One year ago, and even more so today, there is a growing and widespread sense of injustice among citizens who just cannot understand why governments bail out banks, but not people --and widespread indignation too, at the apparent impunity of those who have --so blatantly, in some cases-- mismanaged the economy. Justice and equality being the basic elements of the social contract, the prevailing feeling is that something has gone awfully wrong. To come out of this Great Recession will certainly take much longer than expected, and as inequality and global economic imbalances take their local toll –exceedingly high in some places like Southern Europe--, movements such as Indignados may well have a larger role to play.

Some analysts point to the resilience of the Indignados, who successfully extended their occupation of public spaces last year far longer than anyone thought, as one of the key factors to understand the movement then and now. The fact that 15-M was more a sum of local internet-coordinated mobilizations than a centralized movement meant that when the Indignados were eventually evicted from Puerta del Sol and Plaça Catalunya, the movement was able to carry on. And it has done so in two main directions: grass-root action in city quarters and neighborhoods and focus on a few clear issues, to-the-point messages and practical, down-to-earth campaigns on matters which are relevant to the everyday life of citizens --such as the fight against home evictions, in which they have scored a fair amount of victories, thus strengthening their social backing.
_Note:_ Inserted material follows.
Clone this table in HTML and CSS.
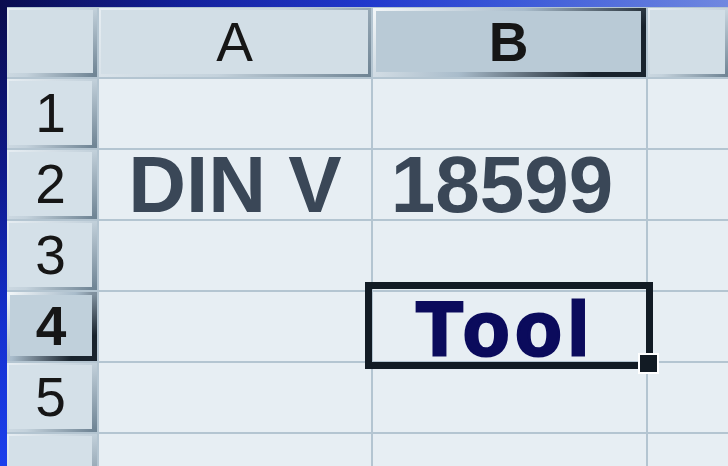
FILE: index.html
```html
<!DOCTYPE html>
<html>
<head>
<meta charset="utf-8">
<link rel="stylesheet" href="styles.css">
</head>
<body>
<div class="screen">
  <div class="topbar"></div>
  <div class="main">
    <div class="leftbar"></div>
    <div class="sheet">
      <div class="hdr corner"></div>
      <div class="hdr col">A</div>
      <div class="hdr col sel">B</div>
      <div class="hdr col"></div>

      <div class="hdr row">1</div>
      <div class="cell"></div>
      <div class="cell"></div>
      <div class="cell"></div>

      <div class="hdr row">2</div>
      <div class="cell big">DIN V</div>
      <div class="cell big num">18599</div>
      <div class="cell"></div>

      <div class="hdr row">3</div>
      <div class="cell"></div>
      <div class="cell"></div>
      <div class="cell"></div>

      <div class="hdr row sel">4</div>
      <div class="cell"></div>
      <div class="cell active"><span class="tool">Tool</span><div class="selbox"></div><div class="handle"></div></div>
      <div class="cell"></div>

      <div class="hdr row">5</div>
      <div class="cell"></div>
      <div class="cell"></div>
      <div class="cell"></div>

      <div class="hdr row"></div>
      <div class="cell"></div>
      <div class="cell"></div>
      <div class="cell"></div>
    </div>
  </div>
</div>
</body>
</html>
```
FILE: styles.css
```css
html, body {
  margin: 0;
  padding: 0;
}
body {
  width: 728px;
  height: 466px;
  overflow: hidden;
  font-family: "Liberation Sans", Arial, sans-serif;
  background: #b6c7d3;
}
.screen {
  display: flex;
  flex-direction: column;
  width: 728px;
  height: 466px;
}
.topbar {
  height: 7px;
  flex: none;
  background: linear-gradient(to right, #0a0c4e 0%, #14209a 25%, #2038cc 50%, #3a58d8 70%, #7088e0 100%);
}
.main {
  flex: 1;
  display: flex;
  min-height: 0;
}
.leftbar {
  width: 7px;
  flex: none;
  background: linear-gradient(to bottom, #0a0c4e 0%, #0e1888 35%, #1430d0 70%, #1c40ec 100%);
}
.sheet {
  flex: 1;
  display: grid;
  grid-template-columns: 90px 272px 273px 1fr;
  grid-template-rows: 69px repeat(6, 69px);
  gap: 2px;
  padding-top: 1px;
  background: #b4c5d1;
  overflow: hidden;
}
.hdr {
  box-sizing: border-box;
  background: #d2dee6;
  color: #161616;
  font-size: 55px;
  display: flex;
  align-items: center;
  justify-content: center;
  border: 3px solid;
  border-image: linear-gradient(135deg, #e6edf2 0%, #c4d2dc 55%, #6f8494 100%) 1;
}
.hdr.corner {
  border-width: 2px 4px 4px 2px;
}
.hdr.col {
  border-width: 2px 3px 3px 2px;
}
.hdr.row {
  border-width: 2px 5px 3px 2px;
  background: #d4e0e8;
}
.hdr.sel {
  font-weight: bold;
  background: #b9cad6;
  border-width: 3px 5px 5px 3px;
  border-image: linear-gradient(135deg, #f2f6f8 0%, #a9bccb 45%, #19232d 85%) 1;
}
.hdr.row.sel {
  background: #c0d0db;
}
.cell {
  background: #e7eef3;
  display: flex;
  align-items: center;
  justify-content: center;
}
.big {
  font-weight: bold;
  font-size: 80px;
  color: #3a4757;
}
.big.num {
  padding-right: 15px;
}
.active {
  position: relative;
}
.tool {
  font-weight: bold;
  font-size: 76px;
  color: #0b0b5c;
  -webkit-text-stroke: 3px #0b0b5c;
  letter-spacing: 6px;
  padding-right: 8px;
  padding-top: 3px;
  position: relative;
  z-index: 1;
}
.selbox {
  position: absolute;
  left: -8px;
  top: -10px;
  right: -7px;
  bottom: -8px;
  border: 7px solid #121b24;
  z-index: 2;
}
.handle {
  position: absolute;
  right: -13px;
  bottom: -13px;
  width: 21px;
  height: 21px;
  box-sizing: border-box;
  border: 2px solid #ffffff;
  background: #121b24;
  z-index: 3;
}
```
How has this affected the Res Publica? Not in voting behavior –at least, apparently, not yet: as predicted by the polls, Zapatero’s Socialists lost to Rajoy’s People’s Party at the November 2011 general elections, and non-voters did not sky-rocket, as some had forecast. No waves at the surface. Somewhere deeper, though, the Indignados may have kick-started something which, in due course, could grow into one big wave and eventually come to shore: they have introduced many –particularly the young-- to critical thinking and political debate. Considering the obvious failure of mainstream political ideas in facing the challenges of today, it may well be them who will end up having to rethink capitalism.